Select committee members disgruntled by response, says chair.
Primary Production Select Committee chair Mark Cameron says members were not satisfied with the response from banks to farmer claims that they are reluctant to lend to the rural sector.
“Members came away disgruntled and left the room with more questions to be asked,” Cameron said of the recent select committee hearing.
The select committee was told by farmers and Federated Farmers that banks appear to have lost their appetite to lend to the sector, and when they do lend, they do so with more stringent conditions.
Farmers considered safe borrowers a few years ago are being re-categorised as distressed lenders despite no change in their financial circumstances.
The Federated Farmers submission said farmers have noticed a steady decline in communication and service.
Cameron said banks provided the committee with the explanation that they are exposed to the impact of inflation, new lending criteria and regulations imposed by the Reserve Bank of NZ.
But that did not dispel the committee’s view that many of their questions were not answered and Cameron said the committee will meet in the coming week to decide what its next step will be.
That could be either a further hearing or a formal inquiry.
Cameron said the questions the committee want answered are wide ranging.
Equity-backed loans granted 20 years ago are now subject to more scrutiny and he has heard from farmers they are increasingly not being granted.

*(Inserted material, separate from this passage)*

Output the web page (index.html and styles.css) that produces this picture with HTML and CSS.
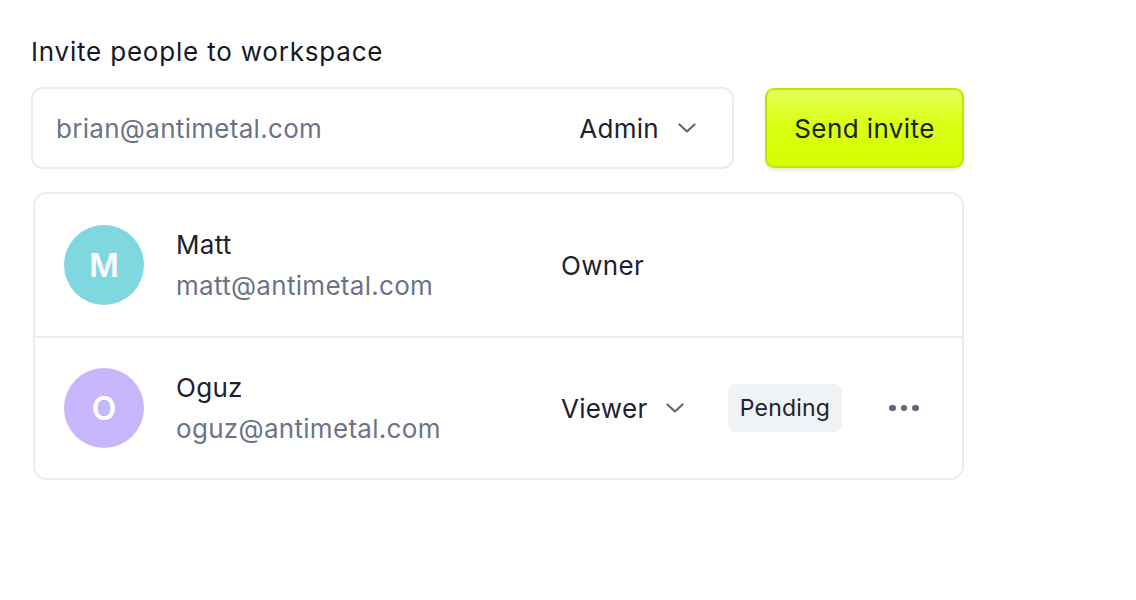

Cameron said the committee wants to know why there is interest rate disparity between urban and rural loans, and why there is a perception banks are reluctant to lend against equity or to the rural sector in general while looking more favourably at loans to those in the urban sector.
The committee was also told that banks are tending to extend credit to farmers as overdrafts instead of term loans.
“There is universal agreement amongst the committee that there are more questions warranting answers from the banking fraternity,” he said.
As a rural Member of Parliament, Cameron said he hears first hand the issues farmers are having with banks, including those who cannot use equity to raise funds and others who can only get funding as an overdraft rather than a term loan.
He said the relationship between rural bankers and their farming clients has changed during his farming career.
“It’s not like I was used to when meeting my bank manager, when I’d open the boot and see how dirty his gumboots were.”